▸ TO DO: Copy the material that follows word for word and omit its pictures.

▸ DATA SHOWN:
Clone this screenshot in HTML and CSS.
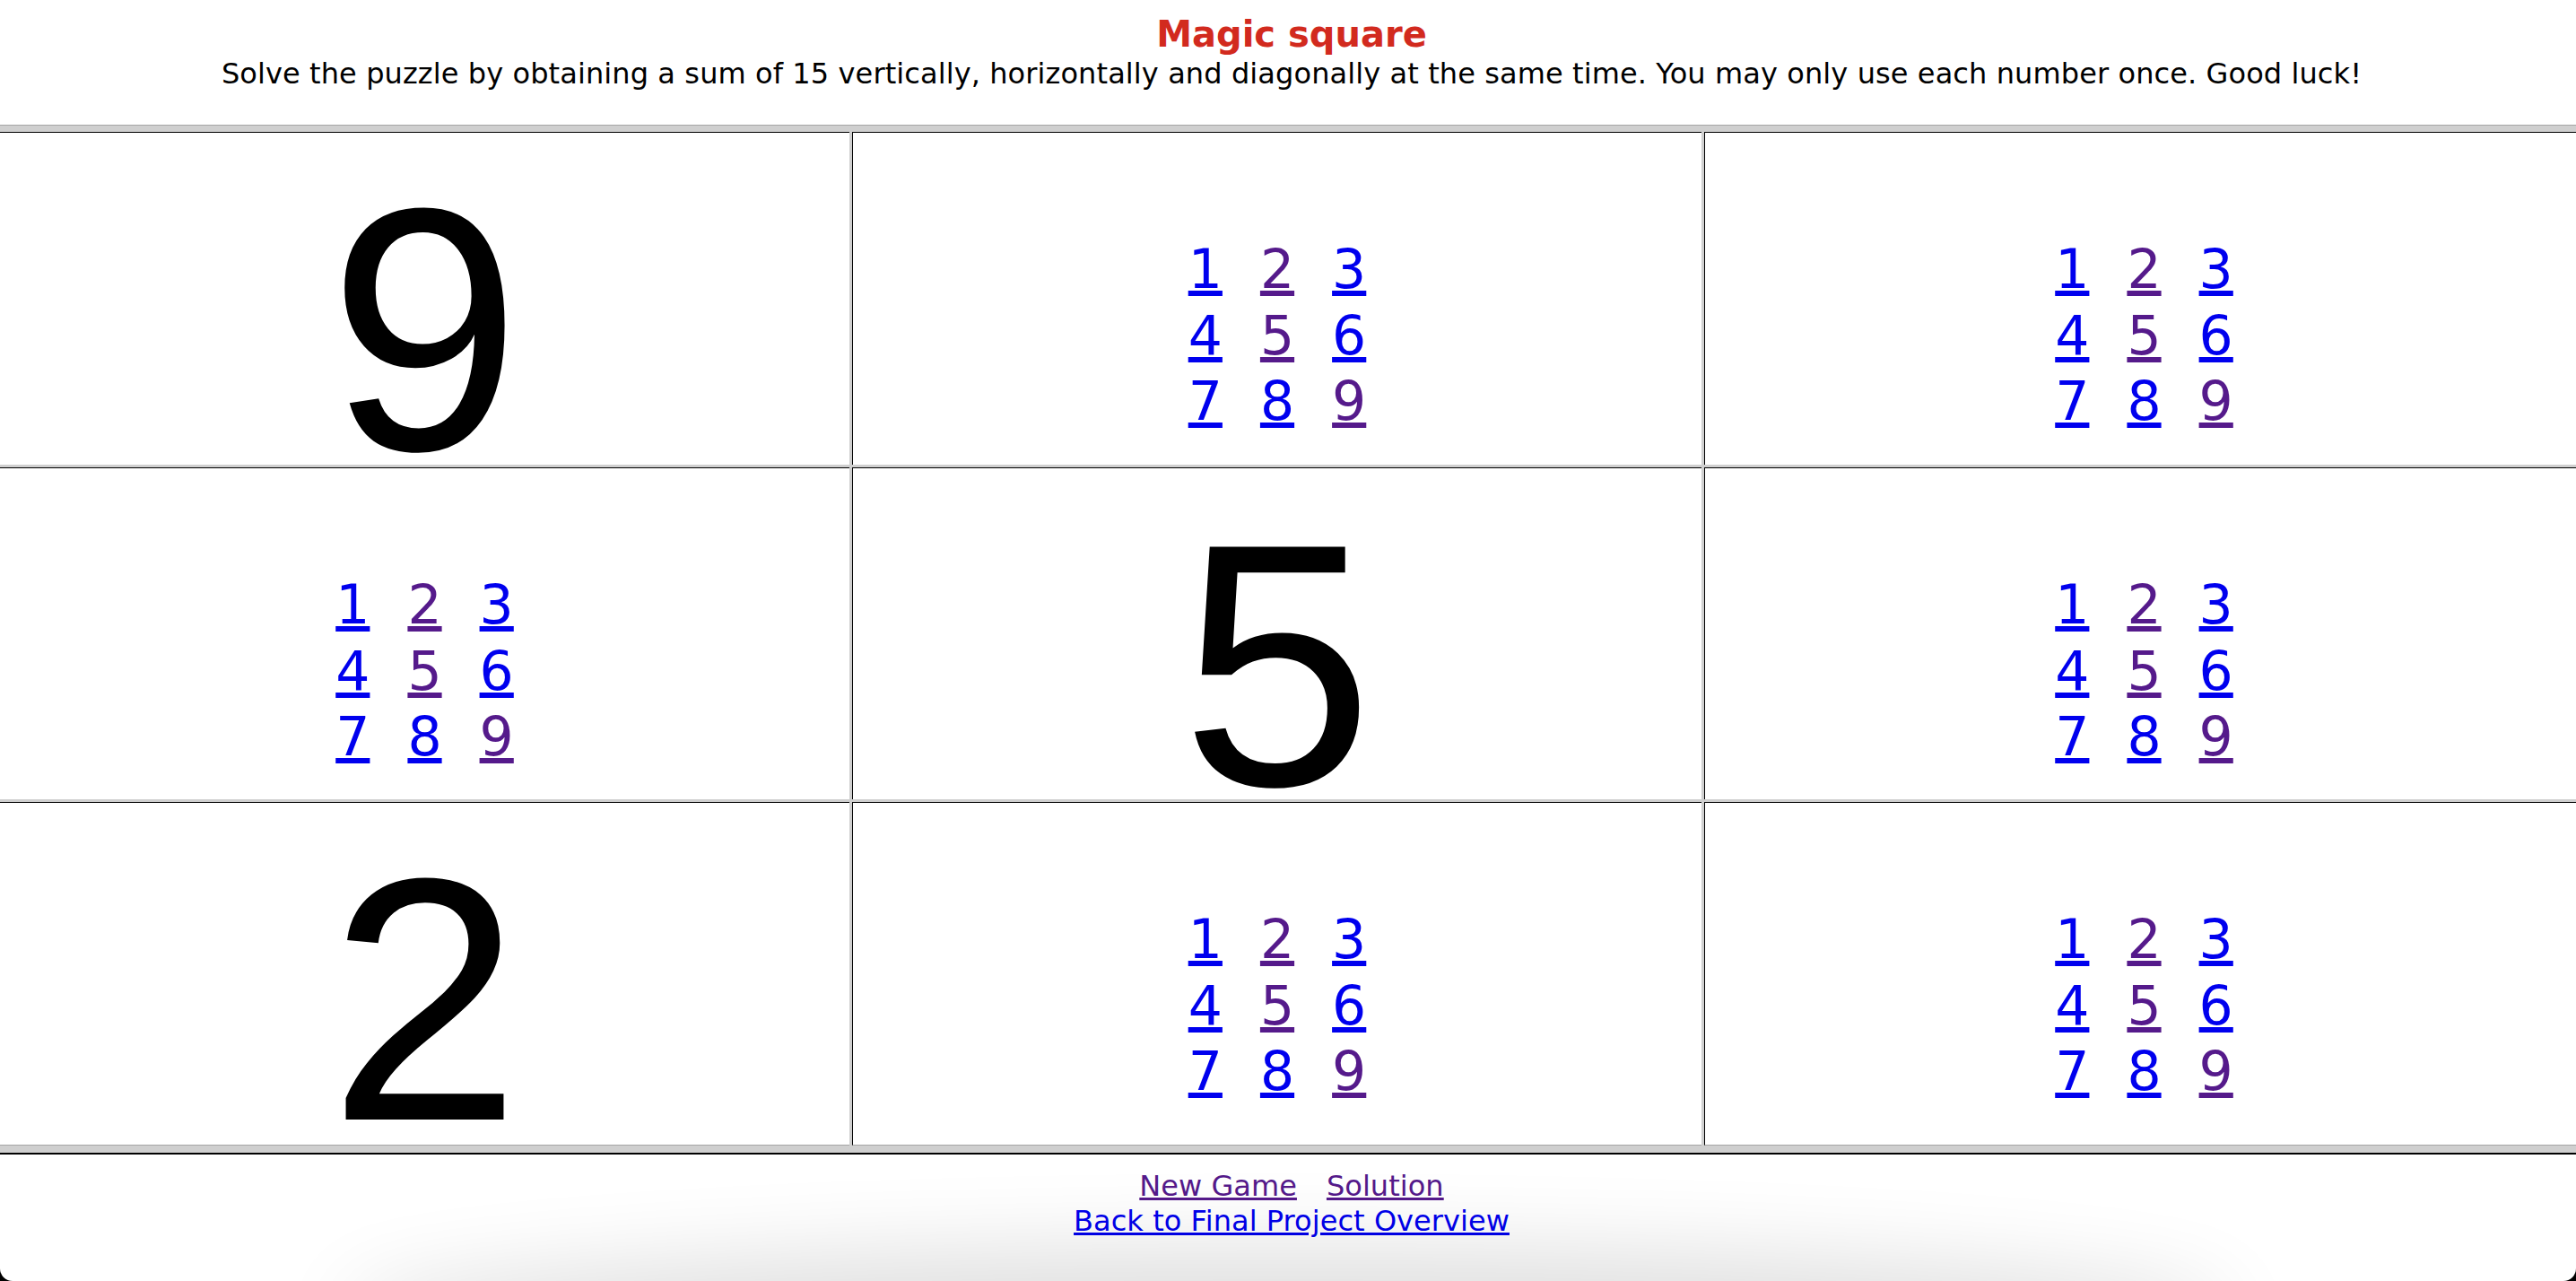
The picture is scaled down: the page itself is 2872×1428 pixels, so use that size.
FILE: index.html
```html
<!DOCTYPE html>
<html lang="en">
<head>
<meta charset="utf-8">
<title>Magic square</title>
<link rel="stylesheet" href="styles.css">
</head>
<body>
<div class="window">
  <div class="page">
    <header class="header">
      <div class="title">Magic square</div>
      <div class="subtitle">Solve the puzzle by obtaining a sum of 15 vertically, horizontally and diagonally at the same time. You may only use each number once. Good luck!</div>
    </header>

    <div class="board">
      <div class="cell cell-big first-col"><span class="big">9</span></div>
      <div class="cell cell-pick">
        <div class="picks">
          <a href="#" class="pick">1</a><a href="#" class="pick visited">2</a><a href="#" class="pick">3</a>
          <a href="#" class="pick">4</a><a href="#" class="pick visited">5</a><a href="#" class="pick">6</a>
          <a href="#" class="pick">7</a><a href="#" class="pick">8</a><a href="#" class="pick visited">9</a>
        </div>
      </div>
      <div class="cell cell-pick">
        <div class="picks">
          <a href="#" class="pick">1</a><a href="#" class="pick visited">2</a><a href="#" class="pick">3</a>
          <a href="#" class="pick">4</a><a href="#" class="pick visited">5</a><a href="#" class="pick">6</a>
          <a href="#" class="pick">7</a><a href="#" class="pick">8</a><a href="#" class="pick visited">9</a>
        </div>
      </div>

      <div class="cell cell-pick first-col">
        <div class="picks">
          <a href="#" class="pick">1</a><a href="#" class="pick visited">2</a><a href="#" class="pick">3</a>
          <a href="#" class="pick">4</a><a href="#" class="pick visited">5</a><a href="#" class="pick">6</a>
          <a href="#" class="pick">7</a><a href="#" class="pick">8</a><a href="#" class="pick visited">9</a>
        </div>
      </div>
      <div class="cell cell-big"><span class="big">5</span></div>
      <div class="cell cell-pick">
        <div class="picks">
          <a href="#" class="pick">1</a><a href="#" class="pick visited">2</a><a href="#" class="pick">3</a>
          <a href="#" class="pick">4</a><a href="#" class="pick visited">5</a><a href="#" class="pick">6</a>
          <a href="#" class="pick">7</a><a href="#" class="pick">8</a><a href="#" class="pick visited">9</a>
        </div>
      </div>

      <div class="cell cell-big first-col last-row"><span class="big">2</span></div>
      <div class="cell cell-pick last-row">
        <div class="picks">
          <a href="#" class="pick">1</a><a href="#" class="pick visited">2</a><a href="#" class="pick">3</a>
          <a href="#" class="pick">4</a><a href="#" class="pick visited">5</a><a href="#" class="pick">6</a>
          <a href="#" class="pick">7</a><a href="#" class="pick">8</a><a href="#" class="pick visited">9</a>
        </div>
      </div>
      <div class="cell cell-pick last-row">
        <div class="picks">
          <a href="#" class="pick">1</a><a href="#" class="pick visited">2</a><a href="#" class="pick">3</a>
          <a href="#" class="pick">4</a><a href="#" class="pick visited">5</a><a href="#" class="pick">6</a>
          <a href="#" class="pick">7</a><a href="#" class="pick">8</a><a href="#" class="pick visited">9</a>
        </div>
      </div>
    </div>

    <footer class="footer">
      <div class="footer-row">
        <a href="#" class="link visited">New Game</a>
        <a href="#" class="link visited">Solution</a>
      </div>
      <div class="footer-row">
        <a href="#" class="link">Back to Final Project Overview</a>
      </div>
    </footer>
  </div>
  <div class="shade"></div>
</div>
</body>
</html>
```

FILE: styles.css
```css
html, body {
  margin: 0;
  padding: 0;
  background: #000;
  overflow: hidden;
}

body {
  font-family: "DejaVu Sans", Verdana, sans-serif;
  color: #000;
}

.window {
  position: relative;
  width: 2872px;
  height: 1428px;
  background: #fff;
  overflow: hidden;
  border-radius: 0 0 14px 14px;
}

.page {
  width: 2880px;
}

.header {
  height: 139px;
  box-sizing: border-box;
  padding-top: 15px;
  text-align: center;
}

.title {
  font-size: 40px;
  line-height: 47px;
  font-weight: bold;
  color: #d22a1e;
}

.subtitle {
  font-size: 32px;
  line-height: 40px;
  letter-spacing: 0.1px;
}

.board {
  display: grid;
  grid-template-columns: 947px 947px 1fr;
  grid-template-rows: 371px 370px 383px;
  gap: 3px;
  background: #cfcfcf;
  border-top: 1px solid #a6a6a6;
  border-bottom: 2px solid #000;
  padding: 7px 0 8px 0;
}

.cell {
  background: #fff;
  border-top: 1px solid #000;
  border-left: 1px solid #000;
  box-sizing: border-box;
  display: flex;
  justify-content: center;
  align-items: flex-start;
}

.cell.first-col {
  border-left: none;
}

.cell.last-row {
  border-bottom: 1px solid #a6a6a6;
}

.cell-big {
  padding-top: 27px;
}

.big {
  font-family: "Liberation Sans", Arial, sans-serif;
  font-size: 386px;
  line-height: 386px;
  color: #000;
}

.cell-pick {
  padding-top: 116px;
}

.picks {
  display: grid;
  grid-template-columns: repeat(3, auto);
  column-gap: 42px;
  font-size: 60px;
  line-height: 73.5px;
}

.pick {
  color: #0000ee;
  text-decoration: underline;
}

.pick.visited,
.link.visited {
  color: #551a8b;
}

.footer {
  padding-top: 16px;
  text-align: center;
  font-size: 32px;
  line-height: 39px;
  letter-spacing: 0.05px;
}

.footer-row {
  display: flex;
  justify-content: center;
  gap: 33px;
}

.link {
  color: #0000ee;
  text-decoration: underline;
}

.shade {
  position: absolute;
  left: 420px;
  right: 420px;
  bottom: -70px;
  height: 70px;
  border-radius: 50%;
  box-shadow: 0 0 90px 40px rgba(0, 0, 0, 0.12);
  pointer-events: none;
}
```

▸ SOLUTION TO THIS EXERCISE:
Clone this screenshot in HTML and CSS.
The picture is scaled down: the page itself is 2872×1428 pixels, so use that size.
FILE: index.html
```html
<!DOCTYPE html>
<html lang="en">
<head>
<meta charset="utf-8">
<title>Magic square</title>
<link rel="stylesheet" href="styles.css">
</head>
<body>
<div class="window">
  <div class="page">
    <header class="header">
      <div class="title">Magic square</div>
      <div class="subtitle">Solve the puzzle by obtaining a sum of 15 vertically, horizontally and diagonally at the same time. You may only use each number once. Good luck!</div>
    </header>

    <div class="board">
      <div class="cell cell-big first-col"><span class="big">9</span></div>
      <div class="cell cell-pick">
        <div class="picks">
          <a href="#" class="pick">1</a><a href="#" class="pick visited">2</a><a href="#" class="pick">3</a>
          <a href="#" class="pick">4</a><a href="#" class="pick visited">5</a><a href="#" class="pick">6</a>
          <a href="#" class="pick">7</a><a href="#" class="pick">8</a><a href="#" class="pick visited">9</a>
        </div>
      </div>
      <div class="cell cell-pick">
        <div class="picks">
          <a href="#" class="pick">1</a><a href="#" class="pick visited">2</a><a href="#" class="pick">3</a>
          <a href="#" class="pick">4</a><a href="#" class="pick visited">5</a><a href="#" class="pick">6</a>
          <a href="#" class="pick">7</a><a href="#" class="pick">8</a><a href="#" class="pick visited">9</a>
        </div>
      </div>

      <div class="cell cell-pick first-col">
        <div class="picks">
          <a href="#" class="pick">1</a><a href="#" class="pick visited">2</a><a href="#" class="pick">3</a>
          <a href="#" class="pick">4</a><a href="#" class="pick visited">5</a><a href="#" class="pick">6</a>
          <a href="#" class="pick">7</a><a href="#" class="pick">8</a><a href="#" class="pick visited">9</a>
        </div>
      </div>
      <div class="cell cell-big"><span class="big">5</span></div>
      <div class="cell cell-pick">
        <div class="picks">
          <a href="#" class="pick">1</a><a href="#" class="pick visited">2</a><a href="#" class="pick">3</a>
          <a href="#" class="pick">4</a><a href="#" class="pick visited">5</a><a href="#" class="pick">6</a>
          <a href="#" class="pick">7</a><a href="#" class="pick">8</a><a href="#" class="pick visited">9</a>
        </div>
      </div>

      <div class="cell cell-big first-col last-row"><span class="big">2</span></div>
      <div class="cell cell-pick last-row">
        <div class="picks">
          <a href="#" class="pick">1</a><a href="#" class="pick visited">2</a><a href="#" class="pick">3</a>
          <a href="#" class="pick">4</a><a href="#" class="pick visited">5</a><a href="#" class="pick">6</a>
          <a href="#" class="pick">7</a><a href="#" class="pick">8</a><a href="#" class="pick visited">9</a>
        </div>
      </div>
      <div class="cell cell-pick last-row">
        <div class="picks">
          <a href="#" class="pick">1</a><a href="#" class="pick visited">2</a><a href="#" class="pick">3</a>
          <a href="#" class="pick">4</a><a href="#" class="pick visited">5</a><a href="#" class="pick">6</a>
          <a href="#" class="pick">7</a><a href="#" class="pick">8</a><a href="#" class="pick visited">9</a>
        </div>
      </div>
    </div>

    <footer class="footer">
      <div class="footer-row">
        <a href="#" class="link visited">New Game</a>
        <a href="#" class="link visited">Solution</a>
      </div>
      <div class="footer-row">
        <a href="#" class="link">Back to Final Project Overview</a>
      </div>
    </footer>
  </div>
  <div class="shade"></div>
</div>
</body>
</html>
```

FILE: styles.css
```css
html, body {
  margin: 0;
  padding: 0;
  background: #000;
  overflow: hidden;
}

body {
  font-family: "DejaVu Sans", Verdana, sans-serif;
  color: #000;
}

.window {
  position: relative;
  width: 2872px;
  height: 1428px;
  background: #fff;
  overflow: hidden;
  border-radius: 0 0 14px 14px;
}

.page {
  width: 2880px;
}

.header {
  height: 139px;
  box-sizing: border-box;
  padding-top: 15px;
  text-align: center;
}

.title {
  font-size: 40px;
  line-height: 47px;
  font-weight: bold;
  color: #d22a1e;
}

.subtitle {
  font-size: 32px;
  line-height: 40px;
  letter-spacing: 0.1px;
}

.board {
  display: grid;
  grid-template-columns: 947px 947px 1fr;
  grid-template-rows: 371px 370px 383px;
  gap: 3px;
  background: #cfcfcf;
  border-top: 1px solid #a6a6a6;
  border-bottom: 2px solid #000;
  padding: 7px 0 8px 0;
}

.cell {
  background: #fff;
  border-top: 1px solid #000;
  border-left: 1px solid #000;
  box-sizing: border-box;
  display: flex;
  justify-content: center;
  align-items: flex-start;
}

.cell.first-col {
  border-left: none;
}

.cell.last-row {
  border-bottom: 1px solid #a6a6a6;
}

.cell-big {
  padding-top: 27px;
}

.big {
  font-family: "Liberation Sans", Arial, sans-serif;
  font-size: 386px;
  line-height: 386px;
  color: #000;
}

.cell-pick {
  padding-top: 116px;
}

.picks {
  display: grid;
  grid-template-columns: repeat(3, auto);
  column-gap: 42px;
  font-size: 60px;
  line-height: 73.5px;
}

.pick {
  color: #0000ee;
  text-decoration: underline;
}

.pick.visited,
.link.visited {
  color: #551a8b;
}

.footer {
  padding-top: 16px;
  text-align: center;
  font-size: 32px;
  line-height: 39px;
  letter-spacing: 0.05px;
}

.footer-row {
  display: flex;
  justify-content: center;
  gap: 33px;
}

.link {
  color: #0000ee;
  text-decoration: underline;
}

.shade {
  position: absolute;
  left: 420px;
  right: 420px;
  bottom: -70px;
  height: 70px;
  border-radius: 50%;
  box-shadow: 0 0 90px 40px rgba(0, 0, 0, 0.12);
  pointer-events: none;
}
```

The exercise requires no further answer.